NSAIDs and GI tolerability

Recently, the Australian Medicine’s Handbook officially recognised that ibuprofen can be taken with water alone. 1 With that in mind, it is timely to revisit the issue of non-steroidal anti-inflammatory drugs (NSAIDs) and their gastrointestinal (GI) tolerability.
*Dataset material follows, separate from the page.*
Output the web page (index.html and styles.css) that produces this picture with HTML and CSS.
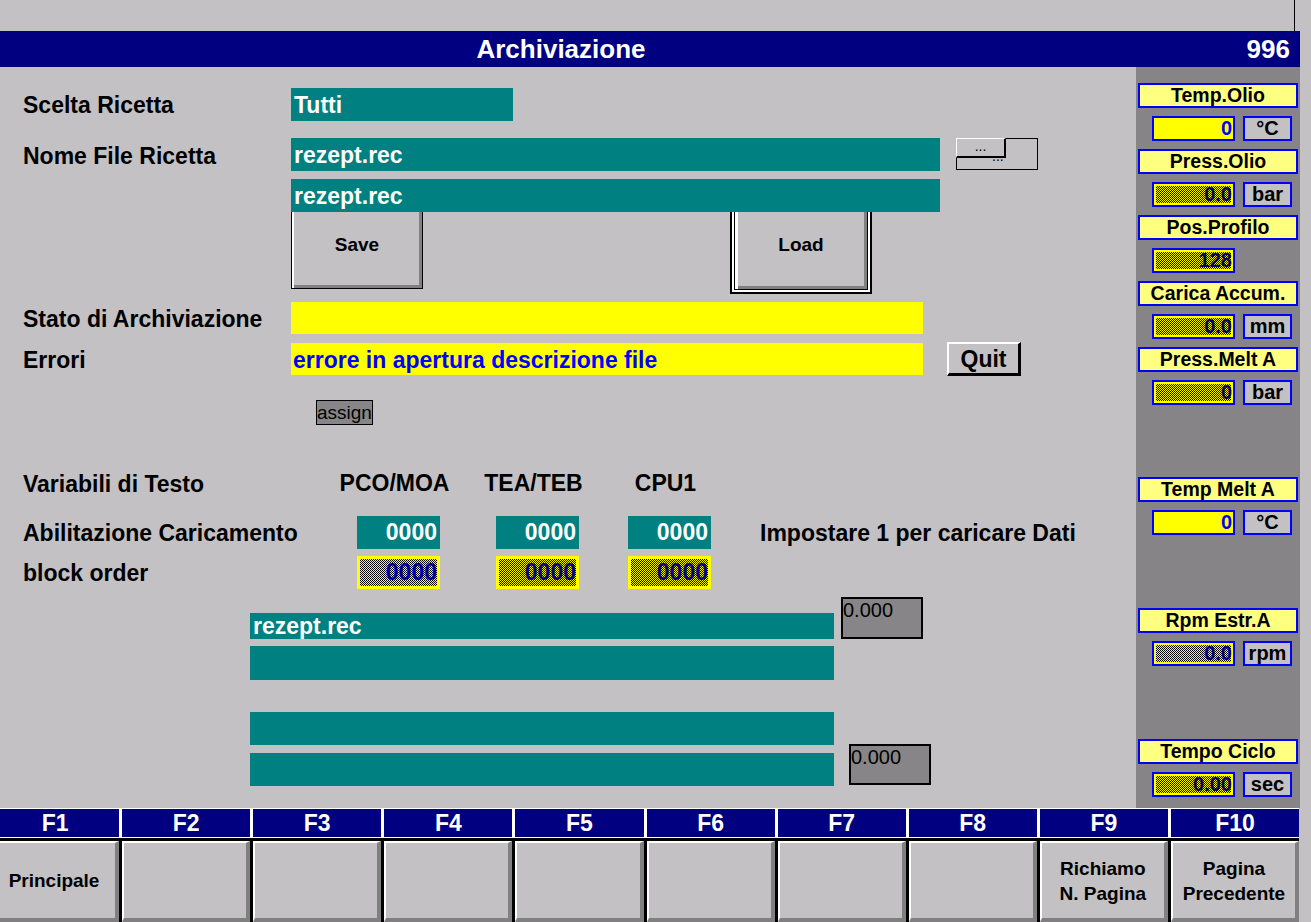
FILE: index.html
```html
<!DOCTYPE html>
<html lang="it">
<head>
<meta charset="utf-8">
<title>Archiviazione</title>
<link rel="stylesheet" href="styles.css">
</head>
<body>
<div class="topstrip"><span class="tick"></span></div>
<div class="titlebar">
  <div class="title">Archiviazione</div>
  <div class="pagenum">996</div>
</div>
<div class="content">
  <main class="form">
    <div class="row r-scelta">
      <div class="lbl">Scelta Ricetta</div>
      <div class="fld teal w-tutti">Tutti</div>
    </div>
    <div class="row r-nome">
      <div class="lbl">Nome File Ricetta</div>
      <div class="fld teal w-file">rezept.rec</div>
      <div class="browse">
        <div class="browse-btn">...</div>
        <span class="browse-ghost">...</span>
      </div>
    </div>
    <div class="row r-file2">
      <div class="lbl"></div>
      <div class="fld teal w-file">rezept.rec</div>
    </div>
    <div class="row r-btns">
      <div class="lbl"></div>
      <div class="btn-save">Save</div>
      <div class="btn-load"><div class="btn-load-in">Load</div></div>
    </div>
    <div class="row r-stato">
      <div class="lbl">Stato di Archiviazione</div>
      <div class="fld yellow w-msg"></div>
    </div>
    <div class="row r-err">
      <div class="lbl">Errori</div>
      <div class="fld yellow w-msg">errore in apertura descrizione file</div>
      <div class="btn-quit">Quit</div>
    </div>
    <div class="row r-assign">
      <div class="assign">assign</div>
    </div>

    <div class="vars">
      <div class="vlbl hdrlbl">Variabili di Testo</div>
      <div class="c hdr">PCO/MOA</div>
      <div class="c hdr">TEA/TEB</div>
      <div class="c hdr">CPU1</div>
      <div></div>

      <div class="vlbl">Abilitazione Caricamento</div>
      <div class="c num teal">0000</div>
      <div class="c num teal">0000</div>
      <div class="c num teal">0000</div>
      <div class="note">Impostare 1 per caricare Dati</div>

      <div class="vlbl">block order</div>
      <div class="c num hatch">0000</div>
      <div class="c num hatch">0000</div>
      <div class="c num hatch">0000</div>
      <div></div>
    </div>

    <div class="grp grp1">
      <div class="col">
        <div class="fld teal bar-a">rezept.rec</div>
        <div class="fld teal bar-b"></div>
      </div>
      <div class="gbox gbox1">0.000</div>
    </div>
    <div class="grp grp2">
      <div class="col">
        <div class="fld teal bar-c"></div>
        <div class="fld teal bar-d"></div>
      </div>
      <div class="gbox gbox2">0.000</div>
    </div>
  </main>

  <aside class="side">
    <div class="blk">
      <div class="slbl">Temp.Olio</div>
      <div class="svals"><div class="sval solid">0</div><div class="sunit">°C</div></div>
    </div>
    <div class="blk">
      <div class="slbl">Press.Olio</div>
      <div class="svals"><div class="sval hat">0.0</div><div class="sunit">bar</div></div>
    </div>
    <div class="blk">
      <div class="slbl">Pos.Profilo</div>
      <div class="svals"><div class="sval hat">128</div></div>
    </div>
    <div class="blk">
      <div class="slbl">Carica Accum.</div>
      <div class="svals"><div class="sval hat">0.0</div><div class="sunit">mm</div></div>
    </div>
    <div class="blk">
      <div class="slbl">Press.Melt A</div>
      <div class="svals"><div class="sval hat">0</div><div class="sunit">bar</div></div>
    </div>
    <div class="blk skip1">
      <div class="slbl">Temp Melt A</div>
      <div class="svals"><div class="sval solid">0</div><div class="sunit">°C</div></div>
    </div>
    <div class="blk skip">
      <div class="slbl">Rpm Estr.A</div>
      <div class="svals"><div class="sval hat">0.0</div><div class="sunit">rpm</div></div>
    </div>
    <div class="blk skip">
      <div class="slbl">Tempo Ciclo</div>
      <div class="svals"><div class="sval hat">0.00</div><div class="sunit">sec</div></div>
    </div>
  </aside>
</div>

<footer class="fkeys">
  <div class="fhead">
    <div>F1</div><div>F2</div><div>F3</div><div>F4</div><div>F5</div>
    <div>F6</div><div>F7</div><div>F8</div><div>F9</div><div>F10</div>
  </div>
  <div class="fbody">
    <div class="fbtn">Principale</div>
    <div class="fbtn"></div>
    <div class="fbtn"></div>
    <div class="fbtn"></div>
    <div class="fbtn"></div>
    <div class="fbtn"></div>
    <div class="fbtn"></div>
    <div class="fbtn"></div>
    <div class="fbtn">Richiamo<br>N. Pagina</div>
    <div class="fbtn">Pagina<br>Precedente</div>
  </div>
</footer>
</body>
</html>
```

FILE: styles.css
```css
* { box-sizing: border-box; }
html, body { margin: 0; padding: 0; }
body {
  width: 1311px;
  height: 922px;
  overflow: hidden;
  background: #c3c1c4;
  font-family: "Liberation Sans", Arial, sans-serif;
  font-weight: bold;
  color: #000;
}

/* top */
.topstrip { height: 31px; display: flex; justify-content: flex-end; }
.tick { width: 1px; background: #000; margin-right: 16px; }

.titlebar {
  width: 1300px;
  height: 36px;
  background: #000080;
  color: #fff;
  display: grid;
  grid-template-columns: 1122px 1fr;
  font-size: 26px;
  line-height: 36px;
}
.title { text-align: center; }
.pagenum { text-align: right; padding-right: 10px; }

/* content */
.content { display: flex; height: 741px; }
.form { width: 1136px; flex: none; padding-left: 23px; font-size: 23px; }

.row { display: flex; align-items: center; }
.lbl { width: 268px; flex: none; white-space: nowrap; padding-top: 2px; }

.fld {
  height: 33px;
  line-height: 33px;
  padding-left: 3px;
  padding-top: 1px;
  white-space: nowrap;
  overflow: hidden;
  flex: none;
}
.teal { background: #008080; color: #fff; }
.yellow { background: #ffff00; color: #0000ff; }

.w-tutti { width: 222px; }
.w-file { width: 649px; }
.w-msg { width: 632px; height: 32px; line-height: 32px; padding-left: 2px; }

.r-scelta { margin-top: 21px; height: 33px; }
.r-nome { margin-top: 17px; height: 33px; align-items: flex-start; }
.r-nome .lbl { line-height: 33px; }
.r-file2 { margin-top: 8px; height: 33px; }

/* browse "..." */
.browse {
  position: relative;
  margin-left: 16px;
  width: 82px;
  height: 32px;
  border: 1px solid #000;
  font: normal 14px/14px "Liberation Sans", Arial, sans-serif;
}
.browse-btn {
  margin: -1px 0 0 -1px;
  width: 50px;
  height: 20px;
  border-top: 1px solid #fff;
  border-left: 1px solid #fff;
  border-right: 2px solid #000;
  border-bottom: 2px solid #000;
  background: #c3c1c4;
  text-align: center;
  line-height: 14px;
}
.browse-ghost { position: absolute; left: 35px; top: 10px; }

/* Save / Load */
.r-btns { height: 90px; align-items: flex-start; }
.btn-save {
  width: 132px;
  height: 77px;
  border: 1px solid #000;
  border-top: 0;
  background: #c3c1c4;
  box-shadow: inset 2px 0 0 #fff, inset -3px -3px 0 #808080;
  display: flex;
  align-items: center;
  justify-content: center;
  padding-bottom: 11px;
  font-size: 19px;
}
.btn-load {
  margin-left: 307px;
  width: 142px;
  height: 82px;
  border: 2px solid #000;
  border-top: 0;
  background: #fff;
  padding: 0 2px 2px 2px;
}
.btn-load-in {
  height: 100%;
  border: 1px solid #000;
  border-top: 0;
  background: #c3c1c4;
  box-shadow: inset 3px 0 0 #fff, inset -3px -3px 0 #808080;
  display: flex;
  align-items: center;
  justify-content: center;
  padding-bottom: 12px;
  font-size: 19px;
}

.r-stato { height: 32px; }
.r-err { margin-top: 9px; height: 32px; }
.btn-quit {
  align-self: flex-start;
  margin-top: -1px;
  margin-left: 24px;
  width: 74px;
  height: 34px;
  border-top: 2px solid #fff;
  border-left: 2px solid #fff;
  border-right: 3px solid #000;
  border-bottom: 3px solid #000;
  background: #c3c1c4;
  display: flex;
  align-items: center;
  justify-content: center;
  padding-top: 2px;
  font-size: 23px;
}

.r-assign { margin-top: 25px; }
.assign {
  margin-left: 293px;
  width: 57px;
  height: 25px;
  border: 1px solid #000;
  background: #878587;
  font: normal 19px/23px "Liberation Sans", Arial, sans-serif;
  overflow: hidden;
  white-space: nowrap;
}

/* variables grid */
.vars {
  margin-top: 41px;
  display: grid;
  grid-template-columns: 334px 83px 139px 132px 1fr;
  grid-template-rows: 43px 33px 33px;
  row-gap: 7px;
  align-items: center;
}
.vlbl { white-space: nowrap; padding-top: 1px; }
.hdrlbl { align-self: start; line-height: 34px; }
.vars > .c { justify-self: end; width: 83px; }
.hdr {
  align-self: start;
  height: 34px;
  line-height: 34px;
  display: flex;
  justify-content: center;
  white-space: nowrap;
  margin-right: 4px;
}
.num { height: 33px; line-height: 33px; text-align: right; padding-right: 3px; }
.hatch {
  background: repeating-conic-gradient(#000 0% 25%, #ffff00 0% 50%) 0 0 / 2px 2px;
  border: 3px solid #ffff00;
  color: #0000a0;
  line-height: 27px;
  padding-right: 0;
}
.note { padding-left: 49px; white-space: nowrap; padding-top: 1px; }

/* lower group */
.grp { display: flex; margin-left: 227px; align-items: flex-start; }
.grp1 { margin-top: 8px; }
.grp2 { margin-top: 32px; }
.col { width: 584px; flex: none; display: flex; flex-direction: column; }
.grp1 .col { padding-top: 16px; }
.col .fld { width: 584px; padding-top: 0; }
.bar-a { height: 26px; line-height: 26px; }
.bar-b { height: 34px; margin-top: 7px; }
.bar-c { height: 33px; }
.bar-d { height: 33px; margin-top: 8px; }
.gbox {
  width: 82px;
  border: 2px solid #000;
  background: #878587;
  font: normal 20px/22px "Liberation Sans", Arial, sans-serif;
  flex: none;
}
.gbox1 { margin-left: 7px; height: 42px; }
.gbox2 { margin-left: 15px; margin-top: 32px; height: 41px; }

/* sidebar */
.side {
  width: 164px;
  flex: none;
  background: #868487;
  padding-top: 16px;
  padding-left: 2px;
}
.blk + .blk { margin-top: 8px; }
.blk.skip1 { margin-top: 72px; }
.blk.skip { margin-top: 73px; }
.slbl {
  width: 160px;
  height: 25px;
  border: 2px solid #0000ff;
  background: #ffff80;
  text-align: center;
  font-size: 19.5px;
  line-height: 21px;
  white-space: nowrap;
}
.svals { display: flex; margin-top: 8px; margin-left: 14px; }
.sval {
  width: 83px;
  height: 25px;
  border: 2px solid #0000ff;
  text-align: right;
  font-size: 20px;
  line-height: 21px;
  padding-right: 1px;
}
.sval.solid { background: #ffff00; color: #0000ff; }
.sval.hat {
  background: repeating-conic-gradient(#000 0% 25%, #ffff00 0% 50%) 0 0 / 2px 2px;
  box-shadow: inset 0 0 0 2px #ffff00;
  color: #000080;
}
.sunit {
  margin-left: 8px;
  width: 49px;
  height: 25px;
  border: 2px solid #0000ff;
  background: #c3c1c4;
  text-align: center;
  font-size: 20px;
  line-height: 21px;
}

/* function keys */
.fkeys {
  margin-left: -9px;
  width: 1308px;
  background: #fff;
  padding-top: 1px;
}
.fhead {
  display: grid;
  grid-template-columns: repeat(10, 1fr);
  column-gap: 3px;
}
.fhead div {
  background: #000080;
  color: #fff;
  height: 28px;
  line-height: 28px;
  text-align: center;
  font-size: 23px;
}
.fbody {
  margin-top: 1px;
  height: 84px;
  background: #000;
  padding-top: 3px;
  display: grid;
  grid-template-columns: repeat(10, 1fr);
  column-gap: 3px;
}
.fbtn {
  background: #c3c1c4;
  border-top: 2px solid #fff;
  border-left: 2px solid #fff;
  border-right: 4px solid #808080;
  border-bottom: 4px solid #808080;
  display: flex;
  align-items: center;
  justify-content: center;
  text-align: center;
  font-size: 19px;
  line-height: 25px;
}
```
GI problems—not a class effect
The main concern with NSAIDs is their potential to produce GI toxicity, in some cases resulting in GI bleeding and perforation. However, GI tolerability among NSAIDs is not a class effect. Strong evidence demonstrates that ibuprofen is the best tolerated of all NSAIDs, even when it is taken at prescription doses.2
The pharmacokinetic properties of individual NSAIDs may contribute to their potential to cause GI toxicity. Ibuprofen, for example, has a relatively short half-life which may be a factor in its relatively low incidence of GI side effects. 2 One study showed that NSAIDs with a long half-life, such as piroxicam, or slow-release formulations are associated with a greater risk of upper GI bleeding/perforation. 3
The PAIN study compared three commonly used analgesics at over-the-counter doses. In this study, the overall tolerability of ibuprofen was equivalent to that of paracetamol and significantly better than that of aspirin (P<0.001). When it came to GI tolerability, ibuprofen had a significantly better profile than the other agents and the incidence of abdominal pain was significantly lower for ibuprofen-treated patients.4

1. Australian Medicines Handbook. 2014. (Accessed at www.amh.net.au.)
2. Hetzel D. Aust J Pharmacy 2011;92:93-6.
3. Masso Gonzalez EL, et al. Arthritis Rheum 2010;62:1592-601.
4. Moore N, et al. Clin Drug Invest 1999;18:89-98.